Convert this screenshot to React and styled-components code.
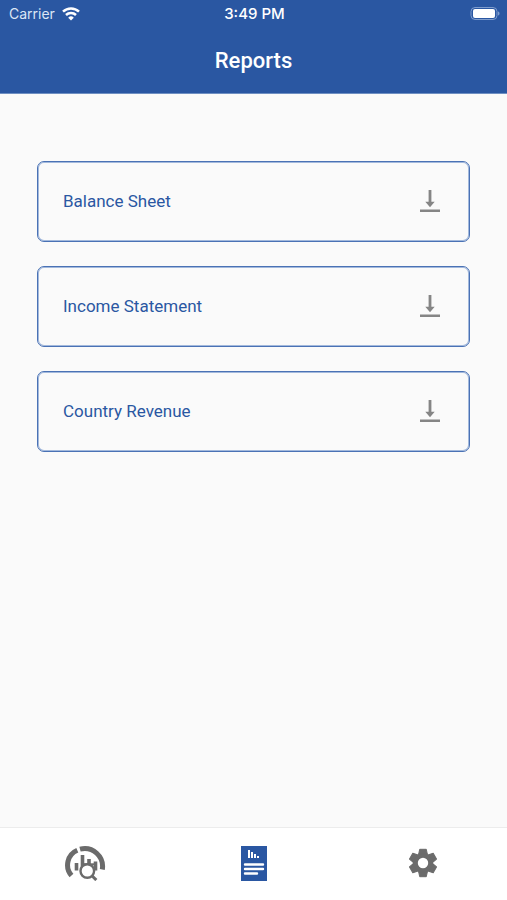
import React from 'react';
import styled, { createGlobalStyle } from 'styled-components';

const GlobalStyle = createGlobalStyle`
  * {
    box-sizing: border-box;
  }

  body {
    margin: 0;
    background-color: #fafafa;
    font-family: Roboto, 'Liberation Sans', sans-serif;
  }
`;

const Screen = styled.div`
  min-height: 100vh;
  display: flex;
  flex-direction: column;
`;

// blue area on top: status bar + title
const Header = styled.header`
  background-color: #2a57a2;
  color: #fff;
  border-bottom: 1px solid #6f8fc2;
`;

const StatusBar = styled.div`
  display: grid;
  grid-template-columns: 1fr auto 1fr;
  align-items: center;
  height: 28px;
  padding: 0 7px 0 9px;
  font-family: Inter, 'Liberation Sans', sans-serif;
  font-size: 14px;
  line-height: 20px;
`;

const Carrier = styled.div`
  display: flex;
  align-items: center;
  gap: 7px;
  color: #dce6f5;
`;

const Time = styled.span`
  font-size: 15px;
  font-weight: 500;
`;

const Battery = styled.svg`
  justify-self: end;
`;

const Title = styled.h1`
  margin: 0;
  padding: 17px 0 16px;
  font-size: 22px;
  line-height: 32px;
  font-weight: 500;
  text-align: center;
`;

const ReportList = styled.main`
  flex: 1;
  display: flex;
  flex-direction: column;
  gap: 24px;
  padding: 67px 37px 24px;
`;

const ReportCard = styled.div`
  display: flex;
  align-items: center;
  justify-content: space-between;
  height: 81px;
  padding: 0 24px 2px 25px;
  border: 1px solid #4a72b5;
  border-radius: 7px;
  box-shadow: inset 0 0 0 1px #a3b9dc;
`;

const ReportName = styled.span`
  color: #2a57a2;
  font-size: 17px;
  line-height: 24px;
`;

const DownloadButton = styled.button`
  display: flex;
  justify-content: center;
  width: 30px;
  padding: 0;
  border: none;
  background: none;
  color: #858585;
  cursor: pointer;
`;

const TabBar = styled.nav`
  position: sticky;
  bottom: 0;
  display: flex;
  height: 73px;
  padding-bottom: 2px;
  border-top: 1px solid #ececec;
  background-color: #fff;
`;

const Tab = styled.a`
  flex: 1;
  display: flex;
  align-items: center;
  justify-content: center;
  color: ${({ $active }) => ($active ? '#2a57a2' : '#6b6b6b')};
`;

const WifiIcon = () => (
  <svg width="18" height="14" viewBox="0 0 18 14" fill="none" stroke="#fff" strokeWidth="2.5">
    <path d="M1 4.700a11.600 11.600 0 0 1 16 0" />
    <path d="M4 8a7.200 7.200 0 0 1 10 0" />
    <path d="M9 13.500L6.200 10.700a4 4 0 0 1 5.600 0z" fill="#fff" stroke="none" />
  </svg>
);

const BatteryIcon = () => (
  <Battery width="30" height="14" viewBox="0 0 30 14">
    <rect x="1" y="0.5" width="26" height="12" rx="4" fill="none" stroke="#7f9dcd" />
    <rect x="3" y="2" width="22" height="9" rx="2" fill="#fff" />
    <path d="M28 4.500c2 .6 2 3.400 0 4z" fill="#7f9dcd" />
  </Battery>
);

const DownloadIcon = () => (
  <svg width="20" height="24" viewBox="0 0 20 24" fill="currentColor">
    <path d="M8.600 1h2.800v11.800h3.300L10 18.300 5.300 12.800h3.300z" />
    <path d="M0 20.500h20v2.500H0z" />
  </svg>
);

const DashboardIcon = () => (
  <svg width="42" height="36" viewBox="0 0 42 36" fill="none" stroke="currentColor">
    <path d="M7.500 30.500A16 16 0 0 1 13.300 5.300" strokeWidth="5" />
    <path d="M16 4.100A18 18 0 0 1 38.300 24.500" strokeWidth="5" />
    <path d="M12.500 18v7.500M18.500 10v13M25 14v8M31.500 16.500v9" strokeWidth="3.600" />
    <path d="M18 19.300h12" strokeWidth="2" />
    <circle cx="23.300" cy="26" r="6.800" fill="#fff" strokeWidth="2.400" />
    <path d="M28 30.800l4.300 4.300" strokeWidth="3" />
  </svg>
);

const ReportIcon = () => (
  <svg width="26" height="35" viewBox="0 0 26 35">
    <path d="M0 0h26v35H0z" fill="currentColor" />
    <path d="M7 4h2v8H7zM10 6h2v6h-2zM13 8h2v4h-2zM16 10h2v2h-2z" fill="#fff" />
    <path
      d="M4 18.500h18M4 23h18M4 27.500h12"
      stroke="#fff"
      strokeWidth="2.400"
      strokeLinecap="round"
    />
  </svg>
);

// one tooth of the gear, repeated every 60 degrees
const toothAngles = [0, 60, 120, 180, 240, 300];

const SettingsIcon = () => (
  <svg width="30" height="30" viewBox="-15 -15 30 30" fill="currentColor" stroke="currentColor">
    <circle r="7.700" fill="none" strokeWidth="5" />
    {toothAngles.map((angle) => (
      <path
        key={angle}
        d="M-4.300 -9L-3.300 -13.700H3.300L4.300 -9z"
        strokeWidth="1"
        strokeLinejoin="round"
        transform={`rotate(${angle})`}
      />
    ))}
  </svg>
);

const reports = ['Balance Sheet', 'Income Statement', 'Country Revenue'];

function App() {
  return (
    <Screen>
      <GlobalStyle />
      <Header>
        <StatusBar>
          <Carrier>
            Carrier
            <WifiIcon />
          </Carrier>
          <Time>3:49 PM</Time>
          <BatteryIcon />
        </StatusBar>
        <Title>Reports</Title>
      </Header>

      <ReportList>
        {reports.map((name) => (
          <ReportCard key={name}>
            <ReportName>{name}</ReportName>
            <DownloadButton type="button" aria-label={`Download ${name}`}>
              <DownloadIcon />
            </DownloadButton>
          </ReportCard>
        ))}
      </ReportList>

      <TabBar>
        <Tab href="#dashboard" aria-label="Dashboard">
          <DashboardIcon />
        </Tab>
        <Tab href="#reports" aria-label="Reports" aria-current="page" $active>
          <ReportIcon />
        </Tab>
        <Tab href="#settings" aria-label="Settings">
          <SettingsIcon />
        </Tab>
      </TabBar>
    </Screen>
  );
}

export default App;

○ ○ ○ ○ ○ ○ ○

● **Exercise**: Reproduce all of the data exactly; the pictures do not belong in the copy.

● **Final result**:
Convert this screenshot to React and styled-components code.
import React from 'react';
import styled, { createGlobalStyle } from 'styled-components';

const GlobalStyle = createGlobalStyle`
  * {
    box-sizing: border-box;
  }

  body {
    margin: 0;
    background-color: #fafafa;
    font-family: Roboto, 'Liberation Sans', sans-serif;
  }
`;

const Screen = styled.div`
  min-height: 100vh;
  display: flex;
  flex-direction: column;
`;

// blue area on top: status bar + title
const Header = styled.header`
  background-color: #2a57a2;
  color: #fff;
  border-bottom: 1px solid #6f8fc2;
`;

const StatusBar = styled.div`
  display: grid;
  grid-template-columns: 1fr auto 1fr;
  align-items: center;
  height: 28px;
  padding: 0 7px 0 9px;
  font-family: Inter, 'Liberation Sans', sans-serif;
  font-size: 14px;
  line-height: 20px;
`;

const Carrier = styled.div`
  display: flex;
  align-items: center;
  gap: 7px;
  color: #dce6f5;
`;

const Time = styled.span`
  font-size: 15px;
  font-weight: 500;
`;

const Battery = styled.svg`
  justify-self: end;
`;

const Title = styled.h1`
  margin: 0;
  padding: 17px 0 16px;
  font-size: 22px;
  line-height: 32px;
  font-weight: 500;
  text-align: center;
`;

const ReportList = styled.main`
  flex: 1;
  display: flex;
  flex-direction: column;
  gap: 24px;
  padding: 67px 37px 24px;
`;

const ReportCard = styled.div`
  display: flex;
  align-items: center;
  justify-content: space-between;
  height: 81px;
  padding: 0 24px 2px 25px;
  border: 1px solid #4a72b5;
  border-radius: 7px;
  box-shadow: inset 0 0 0 1px #a3b9dc;
`;

const ReportName = styled.span`
  color: #2a57a2;
  font-size: 17px;
  line-height: 24px;
`;

const DownloadButton = styled.button`
  display: flex;
  justify-content: center;
  width: 30px;
  padding: 0;
  border: none;
  background: none;
  color: #858585;
  cursor: pointer;
`;

const TabBar = styled.nav`
  position: sticky;
  bottom: 0;
  display: flex;
  height: 73px;
  padding-bottom: 2px;
  border-top: 1px solid #ececec;
  background-color: #fff;
`;

const Tab = styled.a`
  flex: 1;
  display: flex;
  align-items: center;
  justify-content: center;
  color: ${({ $active }) => ($active ? '#2a57a2' : '#6b6b6b')};
`;

const WifiIcon = () => (
  <svg width="18" height="14" viewBox="0 0 18 14" fill="none" stroke="#fff" strokeWidth="2.5">
    <path d="M1 4.700a11.600 11.600 0 0 1 16 0" />
    <path d="M4 8a7.200 7.200 0 0 1 10 0" />
    <path d="M9 13.500L6.200 10.700a4 4 0 0 1 5.600 0z" fill="#fff" stroke="none" />
  </svg>
);

const BatteryIcon = () => (
  <Battery width="30" height="14" viewBox="0 0 30 14">
    <rect x="1" y="0.5" width="26" height="12" rx="4" fill="none" stroke="#7f9dcd" />
    <rect x="3" y="2" width="22" height="9" rx="2" fill="#fff" />
    <path d="M28 4.500c2 .6 2 3.400 0 4z" fill="#7f9dcd" />
  </Battery>
);

const DownloadIcon = () => (
  <svg width="20" height="24" viewBox="0 0 20 24" fill="currentColor">
    <path d="M8.600 1h2.800v11.800h3.300L10 18.300 5.300 12.800h3.300z" />
    <path d="M0 20.500h20v2.500H0z" />
  </svg>
);

const DashboardIcon = () => (
  <svg width="42" height="36" viewBox="0 0 42 36" fill="none" stroke="currentColor">
    <path d="M7.500 30.500A16 16 0 0 1 13.300 5.300" strokeWidth="5" />
    <path d="M16 4.100A18 18 0 0 1 38.300 24.500" strokeWidth="5" />
    <path d="M12.500 18v7.500M18.500 10v13M25 14v8M31.500 16.500v9" strokeWidth="3.600" />
    <path d="M18 19.300h12" strokeWidth="2" />
    <circle cx="23.300" cy="26" r="6.800" fill="#fff" strokeWidth="2.400" />
    <path d="M28 30.800l4.300 4.300" strokeWidth="3" />
  </svg>
);

const ReportIcon = () => (
  <svg width="26" height="35" viewBox="0 0 26 35">
    <path d="M0 0h26v35H0z" fill="currentColor" />
    <path d="M7 4h2v8H7zM10 6h2v6h-2zM13 8h2v4h-2zM16 10h2v2h-2z" fill="#fff" />
    <path
      d="M4 18.500h18M4 23h18M4 27.500h12"
      stroke="#fff"
      strokeWidth="2.400"
      strokeLinecap="round"
    />
  </svg>
);

// one tooth of the gear, repeated every 60 degrees
const toothAngles = [0, 60, 120, 180, 240, 300];

const SettingsIcon = () => (
  <svg width="30" height="30" viewBox="-15 -15 30 30" fill="currentColor" stroke="currentColor">
    <circle r="7.700" fill="none" strokeWidth="5" />
    {toothAngles.map((angle) => (
      <path
        key={angle}
        d="M-4.300 -9L-3.300 -13.700H3.300L4.300 -9z"
        strokeWidth="1"
        strokeLinejoin="round"
        transform={`rotate(${angle})`}
      />
    ))}
  </svg>
);

const reports = ['Balance Sheet', 'Income Statement', 'Country Revenue'];

function App() {
  return (
    <Screen>
      <GlobalStyle />
      <Header>
        <StatusBar>
          <Carrier>
            Carrier
            <WifiIcon />
          </Carrier>
          <Time>3:49 PM</Time>
          <BatteryIcon />
        </StatusBar>
        <Title>Reports</Title>
      </Header>

      <ReportList>
        {reports.map((name) => (
          <ReportCard key={name}>
            <ReportName>{name}</ReportName>
            <DownloadButton type="button" aria-label={`Download ${name}`}>
              <DownloadIcon />
            </DownloadButton>
          </ReportCard>
        ))}
      </ReportList>

      <TabBar>
        <Tab href="#dashboard" aria-label="Dashboard">
          <DashboardIcon />
        </Tab>
        <Tab href="#reports" aria-label="Reports" aria-current="page" $active>
          <ReportIcon />
        </Tab>
        <Tab href="#settings" aria-label="Settings">
          <SettingsIcon />
        </Tab>
      </TabBar>
    </Screen>
  );
}

export default App;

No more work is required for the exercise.